What are retained earnings?
Your retained earnings are the profits that your business has earned minus any stock dividends or other distributions.
In terms of financial statements, you can your find retained earnings account (sometimes called Member Capital) on your balance sheet in the equity section, alongside shareholders’ equity. In rare cases, companies include retained earnings on their income statements.
Your bookkeeper or accountant may also be able to create monthly retained earnings statements for you. These statements report changes to your retained earnings over the course of an accounting cycle.
How retained earnings are calculated
The formula for calculating retained earnings is:
Beginning Retained Earnings + Profit/Loss – Dividends = Retained Earnings
Say you just started a business. Your beginning retained earnings would be $0. If your amount of profit is $50 in your first month, your retained earnings are now $50.
Beginning Retained Earnings = $0
Profit/Loss = $50
Dividends = $0
$0 + $50 – 0 = $50
If you pay dividends
Here’s a more complex example. To raise capital early on, you sold common stock to shareholders. Now your business is taking off and you’re starting to make a healthy profit. Once your cost of goods sold, expenses, and any liabilities are covered, you have some net profit left over to pay out cash dividends to shareholders. The money that’s left after you’ve paid your shareholders is held onto (or “retained”) by the business.

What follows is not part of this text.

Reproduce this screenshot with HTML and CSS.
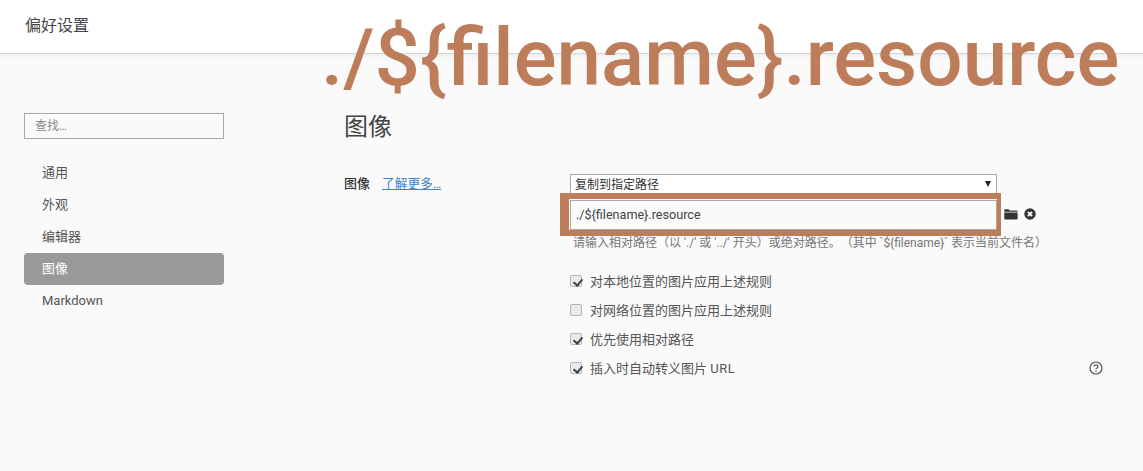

Let’s use the retained earnings from the example above as our starting point.
Beginning Retained Earnings = $50
Profit/Loss = $10,000
Dividends = $2,000
$50 + $10,000 – $2,000 = $8,050
What’s the difference between retained earnings and net income?
Retained earnings and net income are related, but distinct.
There may be times when your business has a positive net income but a negative retained earnings figure (also called an accumulated deficit), or vice versa. Your net income is what’s left at the end of the month after you’ve subtracted your operating expenses from your revenue. Retained earnings are what’s left from your net income after dividends are paid out and beginning retained earnings are factored in.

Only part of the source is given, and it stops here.